Thanks for your time

@samthink You can apply the table style after inserting HTML. For example see the following code:

Document doc = new Document(@"C:\Temp\in.docx");
DocumentBuilder builder = new DocumentBuilder(doc);
builder.MoveToDocumentEnd();
builder.InsertHtml(File.ReadAllText(@"C:\Temp\in.html"));

// Apply styles to the tables. 
foreach (Table t in doc.GetChildNodes(NodeType.Table, true))
    t.StyleName = "Tableau par defaut";

doc.Save(@"C:\Temp\out.docx");

out.docx (124.5 KB)

Is this the output you would like to get?

Indeed, we succeeded adding the styles to the table, but we cannot reproduce the dynamic size of the images. In our case the images in the docx are all the same size. I’m using the java version could it be the reason ?

@samthink Please try specifying image size in absolute units in your HTML.

In the html we shared we used relative ‘%’ units and your converted docx was correct , is this an special case ? Having absolute units can be difficult on our side

@samthink It is not a special case or something other. This is HTML. As I have already mentioned HTML and MS Word document object models are different and it is impossible to convert one into another without loses.

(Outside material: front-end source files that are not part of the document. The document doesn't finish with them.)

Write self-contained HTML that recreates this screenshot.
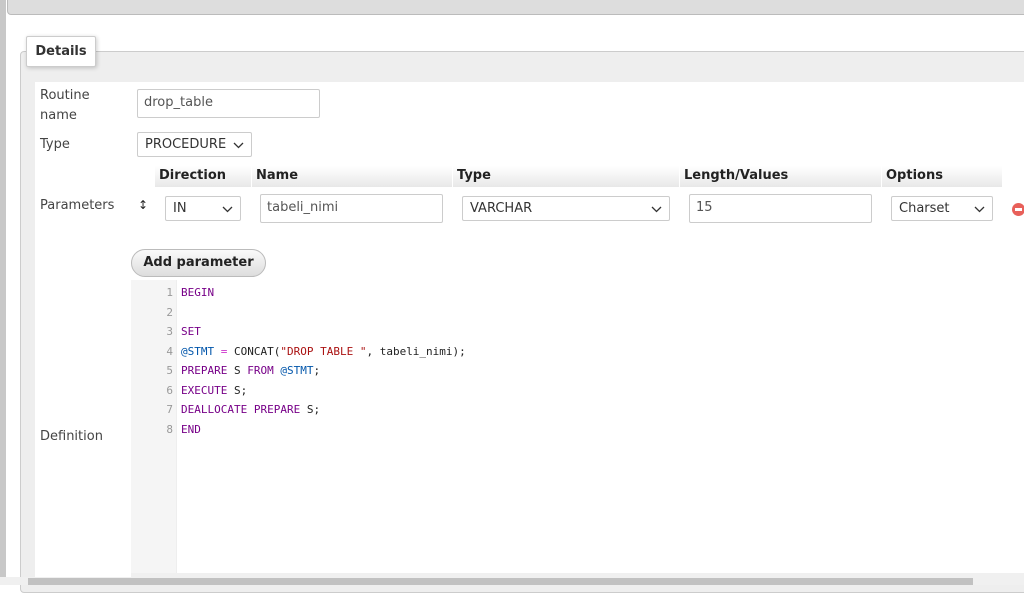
<!DOCTYPE html>
<html><head><style>
body{margin:0;width:1024px;height:585px;overflow:hidden;background:#fff;font-family:"DejaVu Sans","Liberation Sans",sans-serif;font-size:13px;color:#444;position:relative}
.a{position:absolute}
.inp{position:absolute;border:1px solid #ccc;border-radius:2px;background:#fff;box-sizing:border-box;padding-left:6px;line-height:26px;color:#555}
.sel{position:absolute;border:1px solid #ccc;border-radius:2px;background:#fff;box-sizing:border-box;padding-left:7px;line-height:23px;color:#333}
.sel svg{position:absolute;right:7px;top:9px}
th{font-weight:bold}
.hd{position:absolute;top:166px;height:21px;background:linear-gradient(#fff,#e8e8e8);font-weight:bold;color:#222;line-height:20px;padding-left:4px;box-sizing:border-box}
.code{position:absolute;left:181px;font-family:"DejaVu Sans Mono","Liberation Mono",monospace;font-size:11px;line-height:19.5px;color:#222}
.ln{position:absolute;left:131px;width:42px;text-align:right;font-family:"DejaVu Sans Mono",monospace;font-size:11px;line-height:19.5px;color:#999}
.k{color:#708}.v{color:#05a}.s{color:#a11}.o{color:#c3c}
</style></head><body>
<div class="a" style="left:0;top:0;width:6px;height:585px;background:#c8c8c8"></div>
<div class="a" style="left:7px;top:-6px;width:1030px;height:19px;background:#ddd;border:1px solid #bbb;border-radius:4px"></div>
<div class="a" style="left:20px;top:51px;width:1010px;height:540px;border:1px solid #ccc;border-radius:4px;background:#eee"></div>
<div class="a" style="left:35px;top:82px;width:990px;height:495px;background:#fff"></div>
<div class="a" style="left:26px;top:36px;width:68px;height:29px;background:#fff;border:1px solid #ccc;border-radius:2px;box-shadow:1px 1px 4px rgba(0,0,0,.2);font-weight:bold;color:#333;line-height:29px;text-align:center">Details</div>
<div class="a" style="left:40px;top:86px;line-height:20px">Routine<br>name</div>
<div class="inp" style="left:137px;top:89px;width:183px;height:29px">drop_table</div>
<div class="a" style="left:40px;top:137px">Type</div>
<div class="sel" style="left:137px;top:132px;width:115px;height:25px">PROCEDURE<svg width="11" height="7"><path d="M1 1l4.5 4.5L10 1" stroke="#333" fill="none" stroke-width="1.3"/></svg></div>
<div class="hd" style="left:155px;width:96px">Direction</div>
<div class="hd" style="left:252px;width:200px">Name</div>
<div class="hd" style="left:453px;width:226px">Type</div>
<div class="hd" style="left:680px;width:201px">Length/Values</div>
<div class="hd" style="left:882px;width:120px">Options</div>
<div class="a" style="left:40px;top:198px">Parameters</div>
<div class="a" style="left:138px;top:198px;font-size:12px;color:#222">↕</div>
<div class="sel" style="left:165px;top:196px;width:76px;height:25px">IN<svg width="11" height="7"><path d="M1 1l4.5 4.5L10 1" stroke="#333" fill="none" stroke-width="1.3"/></svg></div>
<div class="inp" style="left:260px;top:194px;width:183px;height:29px">tabeli_nimi</div>
<div class="sel" style="left:462px;top:196px;width:208px;height:25px">VARCHAR<svg width="11" height="7"><path d="M1 1l4.5 4.5L10 1" stroke="#333" fill="none" stroke-width="1.3"/></svg></div>
<div class="inp" style="left:689px;top:194px;width:183px;height:29px">15</div>
<div class="sel" style="left:891px;top:196px;width:102px;height:25px">Charset<svg width="11" height="7"><path d="M1 1l4.5 4.5L10 1" stroke="#333" fill="none" stroke-width="1.3"/></svg></div>
<div class="a" style="left:1012px;top:203px;width:13px;height:13px;border-radius:50%;background:#e8605a"><div style="margin:5px 3px;height:3px;background:#fff"></div></div>
<div class="a" style="left:131px;top:249px;width:133px;height:26px;border:1px solid #bbb;border-radius:14px;background:linear-gradient(#fafafa,#ddd);font-weight:bold;color:#222;line-height:26px;text-align:center">Add parameter</div>
<div class="a" style="left:131px;top:280px;width:45px;height:293px;background:#f5f5f5;border-right:1px solid #eee"></div>
<div class="a" style="left:131px;top:573px;width:893px;height:5px;background:#f0f0f0"></div>
<div class="ln" style="top:283px">1<br>2<br>3<br>4<br>5<br>6<br>7<br>8</div>
<div class="code" style="top:283px"><span class="k">BEGIN</span><br><br><span class="k">SET</span><br><span class="v">@STMT</span> <span class="o">=</span> CONCAT(<span class="s">"DROP TABLE "</span>, tabeli_nimi);<br><span class="k">PREPARE</span> S <span class="k">FROM</span> <span class="v">@STMT</span>;<br><span class="k">EXECUTE</span> S;<br><span class="k">DEALLOCATE PREPARE</span> S;<br><span class="k">END</span></div>
<div class="a" style="left:40px;top:429px">Definition</div>
<div class="a" style="left:0;top:577px;width:1024px;height:8px;background:#f0f0f0"></div>
<div class="a" style="left:28px;top:578px;width:945px;height:7px;background:#c1c1c1"></div>
</body></html>
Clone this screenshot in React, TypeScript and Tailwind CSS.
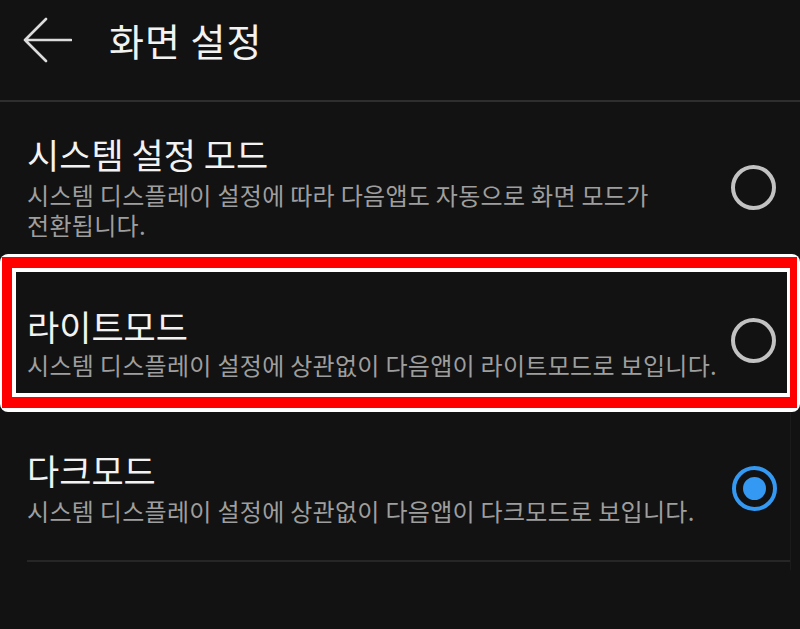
import React from "react";

const font = { fontFamily: '"Noto Sans CJK KR", "Noto Sans", sans-serif' };

function Radio({ checked }: { checked?: boolean }) {
  if (checked) {
    return (
      <div className="w-[45px] h-[45px] rounded-full border-[4px] border-[#3399f3] flex items-center justify-center shrink-0">
        <div className="w-[23px] h-[23px] rounded-full bg-[#3399f3]" />
      </div>
    );
  }
  return <div className="w-[45px] h-[45px] rounded-full border-[4px] border-[#c2c2c2] shrink-0" />;
}

export default function App() {
  return (
    <div className="w-[800px] h-[629px] bg-[#121212] overflow-hidden" style={font}>
      {/* Header */}
      <div className="h-[80px] flex items-center">
        <svg width="50" height="48" viewBox="0 0 50 48" className="ml-[22px] shrink-0">
          <path d="M3 24 H49 M3 24 L24 3 M3 24 L24 45" stroke="#dcdcdc" strokeWidth="2.6" fill="none" strokeLinecap="round" strokeLinejoin="round" />
        </svg>
        <div className="ml-[37px] text-[38px] leading-[40px] text-[#f2f2f2] tracking-[1px]">화면 설정</div>
      </div>
      <div className="h-[20px]" />
      <div className="h-[2px] bg-[#2e2e2e]" />

      {/* Item 1 */}
      <div className="flex items-center justify-between pl-[27px] pr-[24px] pt-[32px] pb-[14px]">
        <div>
          <div className="text-[35px] leading-[40px] text-[#f2f2f2]">시스템 설정 모드</div>
          <div className="mt-[6px] text-[24px] leading-[30px] text-[#9e9e9e] tracking-[0.3px]">
            <div>시스템 디스플레이 설정에 따라 다음앱도 자동으로 화면 모드가</div>
            <div>전환됩니다.</div>
          </div>
        </div>
        <Radio />
      </div>

      {/* Item 2 highlighted */}
      <div className="bg-white rounded-[8px] pt-[3px] pb-[4px] pl-[2px] pr-[3px]">
        <div className="bg-[#ff0000] pt-[11px] pb-[11px] pl-[10px] pr-[7px]">
          <div className="bg-white pt-[4px] pb-[4px] pl-[4px] pr-[3px]">
            <div className="bg-[#121212] h-[121px] flex items-start justify-between pl-[11px] pr-[11px]">
              <div className="pt-[34px]">
                <div className="text-[35px] leading-[40px] text-[#f2f2f2]">라이트모드</div>
                <div className="mt-[4px] text-[24px] leading-[30px] text-[#9e9e9e] tracking-[0.3px]">
                  시스템 디스플레이 설정에 상관없이 다음앱이 라이트모드로 보입니다.
                </div>
              </div>
              <div className="mt-[46px]">
                <Radio />
              </div>
            </div>
          </div>
        </div>
      </div>

      {/* Item 3 */}
      <div className="w-[791px] border-r border-[#1b1b1b]">
        <div className="flex items-center justify-between pl-[27px] pr-[13px] pt-[38px] pb-[34px]">
          <div>
            <div className="text-[35px] leading-[40px] text-[#f2f2f2]">다크모드</div>
            <div className="mt-[6px] text-[24px] leading-[30px] text-[#9e9e9e] tracking-[0.3px]">
              시스템 디스플레이 설정에 상관없이 다음앱이 다크모드로 보입니다.
            </div>
          </div>
          <Radio checked />
        </div>
        <div className="ml-[27px] h-[2px] bg-[#262626]" />
        <div className="h-[8px]" />
      </div>
    </div>
  );
}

I really understand, but your converter and our differ with the same code(I think) and the sames input files. Our output is different in the image handling size. Yours is correct and ours is not. Did you modify the html to put absolute units ?

@samthink No, there where no HTML modification on my side. I have used the above provided code with the latest 24.5 version of Aspose.Words.

Our version was different I was using 24.1 I thought it was the last version. My fault, thanks for your time and help. So now sizes are now correctly handled even with the relative size, like your output.

1 Like

Sorry to bother again,

As you can see in the out.docx, we have an specific case where we have images in tabs. In the main document the size of the image (in %) is correctly handled,but if the image is in a tab cell, the image doesn’t fit and doesn’t correspond to the html.

Is there an option for this ?

Also I couldn’t find any documentation specifying with HTML tags where handled by the InsertHtml

@samthink I am afraid, there is not such option. As it was mentioned above there is no way to retain the same HTML content formatting as in browser after inserting HTML into the document.

Unfortunately, there is no such documentation. In most cases Aspose.Words mimics MS Word behavior when work with HTML.